Other notable associations with the receipt of a Pap smear were the diagnosis of OIs and STDs, use of antiretroviral therapy, and retention in HIV care. These findings contrast with previous literature reporting an association between a low CD4 count and failure to receive a Pap smear. 15,24,31 Gynecological healthcare is an important component of ongoing HIV care in women. Feeling relatively healthy, asymptomatic HIV-infected women may think that gynecologic visits are not important, or they might spend less time discussing health problems with their infectious disease specialist. 30 This finding simultaneously indicates that HIV-infected women typically have an AIDS-related syndrome or diagnosis with sexually transmitted disease that would require the attention of health providers. 15
Cervical cancer poses a significant but preventable risk to women with advanced HIV illness. Our findings provide a baseline against which future analysis of Pap provision after the recommendations issued by the Taiwan CDC in 2010 can be compared. Integrating gynecological and reproductive care into primary HIV care is an important tool for increasing adherence to the recommended frequency of cervical cancer screening among HIV-infected women. It is important to regularly monitor provision of Pap smears for women with HIV annually; more studies are needed to further identify the barriers preventing HIV-infected women from receiving the Pap smear screenings after diagnosis.
Limitations
Some limitations of this study merit attention. First, the study reports only those patients who received a Pap smear in outpatient settings. However, the study uses an extensive nationwide population-based database, leaving little room for selection and nonresponse biases.

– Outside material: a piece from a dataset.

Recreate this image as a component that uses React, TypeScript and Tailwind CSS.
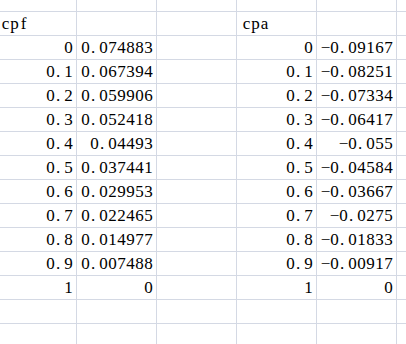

Second, the study was limited by the nature of its retrospective design, which relies on existing data sources. Certain clinical factors, such as CD4 count, viral load, socioeconomic status, and social stigma, might lead some patients to decline healthcare. A third limitation of this retrospective study is the study's reliance on the ICD9 code for substance dependence. The NHIRD lacks detailed clinical information and other lifestyle-related, potentially confounding factors of analysis that might compromise our findings.
Conclusions
During this 11-year study period, HIV-infected women in Taiwan were observed to have low Pap smear screening rates. Only 14.7% of the HIV-infected women received Pap smears within one year after being diagnosed with HIV. It is crucial to integrate gynecologic and reproductive care into primary HIV care. To increase cervical cancer screening among HIV-infected women, healthcare providers should ensure that cervical cancer screening is performed twice in the year after diagnosis and annually thereafter, being particularly alert to ensure Pap tests for women of young age or low income and those in an asymptomatic phase.
Footnotes
Acknowledgments
This study was supported by grants (NSC 100-2629-B-006-002) from the National Science Council, the Executive Yuan of Taiwan. This study is based in part on data from the National Health Insurance Research Database provided by the Bureau of National Health Insurance, Department of Health, and managed by the National Health Research Institutes. The interpretations and conclusions contained herein do not represent those of the Bureau of National Health Insurance, Department of Health, or National Health Research Institutes.
Author Disclosure Statement
No competing financial interests exist.